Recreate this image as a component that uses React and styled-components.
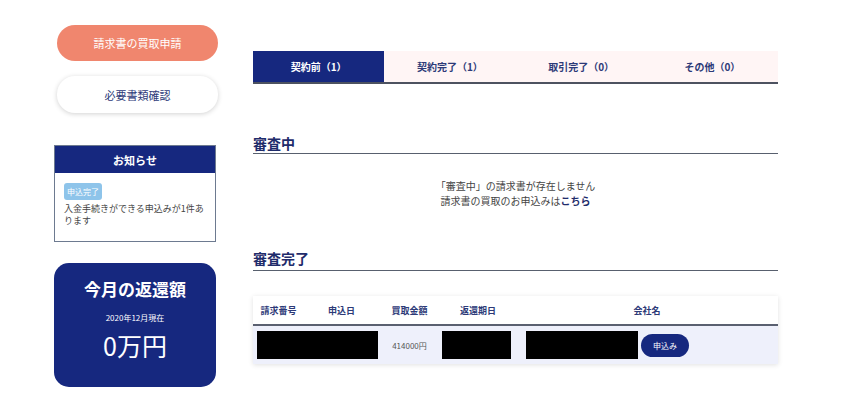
------
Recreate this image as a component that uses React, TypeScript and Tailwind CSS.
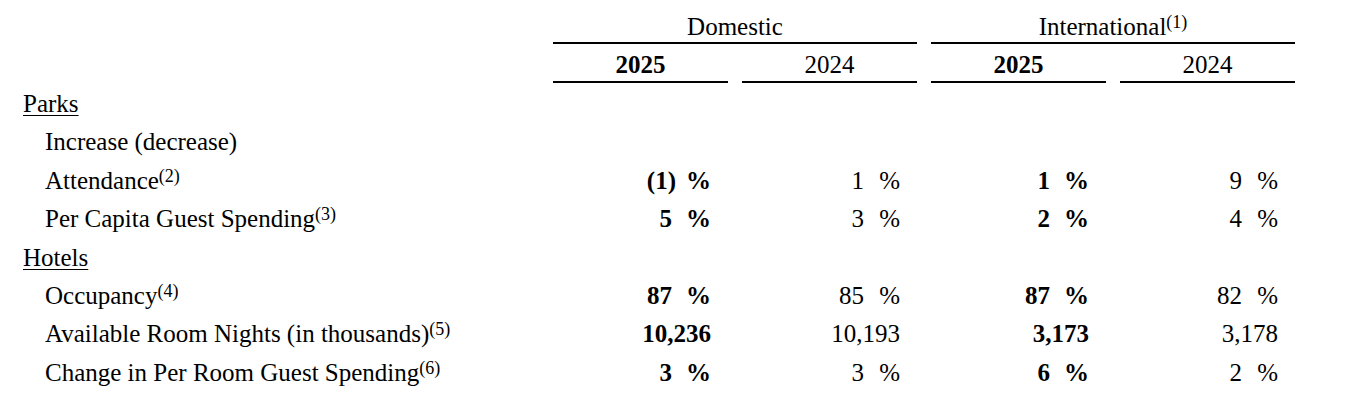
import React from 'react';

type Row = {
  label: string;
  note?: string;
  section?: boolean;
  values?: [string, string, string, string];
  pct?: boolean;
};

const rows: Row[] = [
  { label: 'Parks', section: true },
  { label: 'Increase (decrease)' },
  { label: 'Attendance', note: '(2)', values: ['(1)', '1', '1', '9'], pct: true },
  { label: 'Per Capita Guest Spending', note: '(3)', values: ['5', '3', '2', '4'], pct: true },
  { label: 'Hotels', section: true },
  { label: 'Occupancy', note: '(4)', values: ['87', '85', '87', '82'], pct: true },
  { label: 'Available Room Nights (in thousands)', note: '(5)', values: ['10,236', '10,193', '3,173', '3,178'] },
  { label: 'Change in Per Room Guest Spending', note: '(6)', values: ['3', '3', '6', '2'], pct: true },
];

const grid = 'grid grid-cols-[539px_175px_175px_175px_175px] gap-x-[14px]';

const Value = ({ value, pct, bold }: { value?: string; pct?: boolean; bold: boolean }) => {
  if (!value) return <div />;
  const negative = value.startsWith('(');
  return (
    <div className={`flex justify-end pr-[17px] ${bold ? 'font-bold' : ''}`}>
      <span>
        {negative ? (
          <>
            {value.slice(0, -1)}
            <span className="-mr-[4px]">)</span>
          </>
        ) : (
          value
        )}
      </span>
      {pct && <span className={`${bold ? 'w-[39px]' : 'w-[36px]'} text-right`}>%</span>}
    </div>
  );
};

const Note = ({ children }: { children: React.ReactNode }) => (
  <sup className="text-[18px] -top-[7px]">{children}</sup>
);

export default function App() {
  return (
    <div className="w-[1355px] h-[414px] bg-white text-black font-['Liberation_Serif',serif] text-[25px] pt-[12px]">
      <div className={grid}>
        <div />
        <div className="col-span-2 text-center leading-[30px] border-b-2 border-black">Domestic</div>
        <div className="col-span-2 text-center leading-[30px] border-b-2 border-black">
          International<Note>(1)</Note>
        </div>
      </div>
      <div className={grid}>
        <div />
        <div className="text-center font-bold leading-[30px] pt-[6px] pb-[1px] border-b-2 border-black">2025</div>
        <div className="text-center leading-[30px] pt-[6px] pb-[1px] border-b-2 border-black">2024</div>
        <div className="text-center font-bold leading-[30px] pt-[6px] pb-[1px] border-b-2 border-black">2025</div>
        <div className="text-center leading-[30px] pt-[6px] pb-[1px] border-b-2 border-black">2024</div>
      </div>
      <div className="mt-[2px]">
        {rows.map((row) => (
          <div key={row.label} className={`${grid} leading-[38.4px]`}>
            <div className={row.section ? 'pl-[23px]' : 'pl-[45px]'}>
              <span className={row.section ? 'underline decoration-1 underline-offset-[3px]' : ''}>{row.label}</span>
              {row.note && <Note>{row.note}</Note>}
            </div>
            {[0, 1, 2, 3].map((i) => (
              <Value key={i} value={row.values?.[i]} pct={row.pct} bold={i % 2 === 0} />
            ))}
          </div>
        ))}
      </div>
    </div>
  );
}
------
What's needed is an exact copy of the lines above from the one with "Recreate this image as a component that uses React, TypeScript" through the one with "const grid = 'grid", both included; the pictures stay out.

Recreate this image as a component that uses React, TypeScript and Tailwind CSS.
import React from 'react';

type Row = {
  label: string;
  note?: string;
  section?: boolean;
  values?: [string, string, string, string];
  pct?: boolean;
};

const rows: Row[] = [
  { label: 'Parks', section: true },
  { label: 'Increase (decrease)' },
  { label: 'Attendance', note: '(2)', values: ['(1)', '1', '1', '9'], pct: true },
  { label: 'Per Capita Guest Spending', note: '(3)', values: ['5', '3', '2', '4'], pct: true },
  { label: 'Hotels', section: true },
  { label: 'Occupancy', note: '(4)', values: ['87', '85', '87', '82'], pct: true },
  { label: 'Available Room Nights (in thousands)', note: '(5)', values: ['10,236', '10,193', '3,173', '3,178'] },
  { label: 'Change in Per Room Guest Spending', note: '(6)', values: ['3', '3', '6', '2'], pct: true },
];

const grid = 'grid grid-cols-[539px_175px_175px_175px_175px] gap-x-[14px]';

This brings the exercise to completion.